Detective Sergeant Ray Sunkel, head of Police’s motorcycle gang unit, has a frontline view of organised crime.

He says the impact of the 501s, so named because they were deported under section 501 of the Australian Immigration Act, will be far-reaching.

Ray said the 501s do things differently. Intergang conflicts in New Zealand tend to be resolved through negotiation – the rival gangs meet, strike an agreement and one side will pay restitution, often in drugs. But in Australia grievances tend to escalate, leading to firebombings, kidnappings and shootings until the gangs run out of puff, as animosities simmer on. “That’s the mentality they have brought with them.”

Ray illustrated his talk with some graphic examples of an assault by a Rebel in Australia, now in custody in New Zealand, and a gang initiation.

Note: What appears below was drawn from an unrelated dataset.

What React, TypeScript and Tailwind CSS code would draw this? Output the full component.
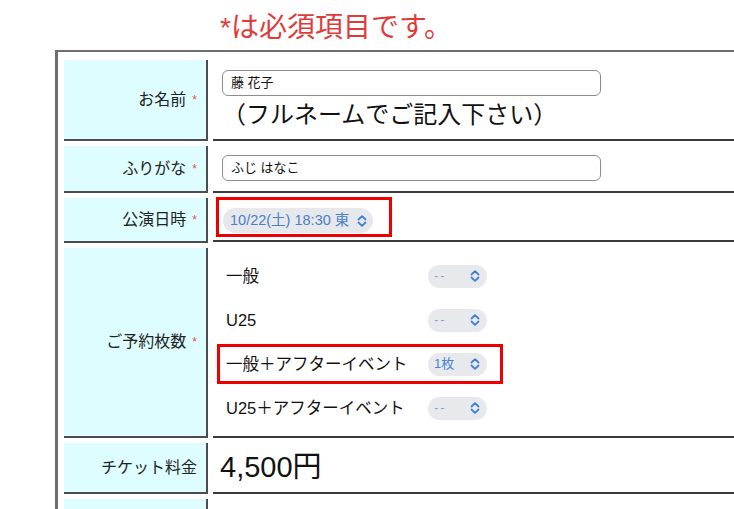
import type { ReactNode } from "react";

const FONT = { fontFamily: '"Liberation Sans", "Noto Sans CJK JP", sans-serif' };

function Chevrons() {
  return (
    <svg width="10" height="12" viewBox="0 0 10 12" fill="none" stroke="#3f7fd6" strokeWidth="1.8" strokeLinecap="round" strokeLinejoin="round">
      <path d="M1.5 4.5 L5 1.2 L8.5 4.5" />
      <path d="M1.5 7.5 L5 10.8 L8.5 7.5" />
    </svg>
  );
}

function Label({ text, req = true, h }: { text: string; req?: boolean; h: string }) {
  return (
    <div className={`${h} flex items-center justify-end pr-[9px] bg-[#ddfdff] border-r-2 border-b-2 border-[#4d4d4d] text-[16px] text-[#222]`}>
      <span>{text}</span>
      {req && <span className="ml-[6px] text-[12px] leading-none text-[#e05050]">*</span>}
    </div>
  );
}

function Value({ h, children, className = "" }: { h: string; children?: ReactNode; className?: string }) {
  return <div className={`${h} border-b-2 border-[#3a3a3a] ${className}`}>{children}</div>;
}

function TextInput({ value }: { value: string }) {
  return (
    <div className="w-[379px] h-[26px] rounded-[6px] border border-[#8c8c8c] bg-white flex items-center pl-[8px] text-[13px] text-[#111]">
      {value}
    </div>
  );
}

function Pill({ value, active = false }: { value: string; active?: boolean }) {
  return (
    <div className="w-[59px] h-[23px] rounded-full bg-[#e8e9ed] flex items-center justify-between pl-[6px] pr-[7px]">
      <span className={`text-[13px] ${active ? "text-[#4a84d0]" : "text-[#86a2cc] tracking-[2px]"}`}>{value}</span>
      <Chevrons />
    </div>
  );
}

const TICKETS = [
  { label: "一般", value: "--" },
  { label: "U25", value: "--" },
  { label: "一般＋アフターイベント", value: "1枚", active: true },
  { label: "U25＋アフターイベント", value: "--" },
];

export default function App() {
  return (
    <div className="w-[734px] h-[509px] overflow-hidden bg-white" style={FONT}>
      <div className="h-[50px] pt-[12px] pl-[220px] text-[28px] leading-[32px] text-[#e03b3b]">
        *は必須項目です。
      </div>

      <div className="ml-[55px] w-[800px] border-l-[3px] border-t-2 border-[#6d6d72] pl-[6px] pt-[8px]">
        <div className="grid grid-cols-[144px_1fr] gap-x-[5px] gap-y-[5px]">
          <Label text="お名前" h="h-[81px]" />
          <Value h="h-[81px]" className="pl-[9px] pt-[10px]">
            <TextInput value="藤 花子" />
            <div className="mt-[3px] text-[24px] leading-[32px] text-[#111]">（フルネームでご記入下さい）</div>
          </Value>

          <Label text="ふりがな" h="h-[47px]" />
          <Value h="h-[47px]" className="pl-[9px] pt-[9px]">
            <TextInput value="ふじ はなこ" />
          </Value>

          <Label text="公演日時" h="h-[45px]" />
          <Value h="h-[45px]" className="pl-[3px] -mt-[1px]">
            <div className="w-[176px] h-[40px] border-[3px] border-[#ee0000] pl-[4px] pt-[8px]">
              <div className="w-[150px] h-[25px] rounded-full bg-[#e6e8ec] flex items-center justify-between pl-[7px] pr-[6px]">
                <span className="text-[14.5px] text-[#4a80c8]">10/22(土) 18:30 東</span>
                <Chevrons />
              </div>
            </div>
          </Value>

          <Label text="ご予約枚数" h="h-[190px]" />
          <Value h="h-[190px]" className="pl-[4px] pt-[8px] flex flex-col gap-[4px]">
            {TICKETS.map((t) => (
              <div
                key={t.label}
                className={`w-[286px] h-[40px] border-[3px] flex items-center pl-[6px] ${t.active ? "border-[#ee0000]" : "border-transparent"}`}
              >
                <span className="w-[202px] text-[16.5px] text-[#111]">{t.label}</span>
                <Pill value={t.value} active={t.active} />
              </div>
            ))}
          </Value>

          <Label text="チケット料金" req={false} h="h-[51px]" />
          <Value h="h-[51px]" className="pl-[7px] flex items-center">
            <span className="text-[29px] text-[#111]">4,500円</span>
          </Value>

          <Label text="" req={false} h="h-[60px]" />
          <Value h="h-[60px]" />
        </div>
      </div>
    </div>
  );
}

He said the biggest evidence of the changing scene was in May 1, 2018 with Operation Weaver. This was an execution in the streets of Mangere. A man was shot dead at point blank range and his wife was forced to beg for her life before being shot as well – she survived.

Ray said when police spoke to local gangs later, they said: “Don’t look at us, mate, that's the Aussies, that's not what we do, you know that.“

He said the Comancheros were the worst of the imports. “The Comancheros, I can assure you, are the devil.”

They are a criminal organisation that exists to make money for a profit. The Comancheros on the streets are just one arm of the organisation. They have an importing arm and a laundering arm that don’t often come together. “If you take out one, you only get one.”

Bandidos also feature among the 501s. They came to New Zealand and established a chapter, but after a fight with the local Bandidos, who said we don’t like the way you operate, they were depatched and joined the Mongols. “The Mongols are violent... colleagues in the US say they are ruthless,” Ray said. “If they decide to bring that mentality in here, we will have warfare.”

The 501s’ arrival means there is no longer an Asian monopoly for bringing in large amounts of precursors because of “the power of the one percenters”. If a one percenter goes to South America, they have already been vetted by an outlaw gang and are trusted. “For them to buy large amounts of meth or coke, it just takes a phone call.”

Ray said a kilo of meth didn't exist in New Zealand in 2010. “It was a mystical figure. If it did, it would cost at least $500,000 wholesale. Now a kilo costs $120,000, and it's coming down.”

The 501s have had another impact as well. The Mongrel Mob who used to pride themselves on being a pack of dirty, smelly hoons have upped their game. They have become swankier, particularly in the Waikato. Ray showed an example of a member wearing a $50,000 jacket and others with buff bodies and “cool” tattoos.

The gangs are beginning to use the media and social media to present a “legitimate” face to the public, and for recruiting purposes, but the rhetoric of becoming legitimate is not backed up by their actions.

Ray said people were starting to see gangs as good guys, and urged police to push back.”My challenge to you is: When we get the opportunity, we need to push back. We’re not pushing back hard enough.”

The likelihood of gang warfare has increased. A gang leader has said the Mob and Black Power should join forces to repel the Australian invaders.

Police are finding bulletproof vests, custom-made pistol holders and shopping lists to build up their firepower. “They are readying themselves for war, armed up to the teeth. It may be only in their minds but it may turn out to be self-fulfilling prophesy.”

Ray said the single biggest risk posed by the 501s was corruption. “They are out there cop shopping at the moment, looking for cops to corrupt.

“I know this because one of the guys tried to corrupt me, had a proper run for me to get me on the books.”

I can happily say that because it didn’t work out for him, Ray said.

A gold-plated Harley, seized from the Comancheros.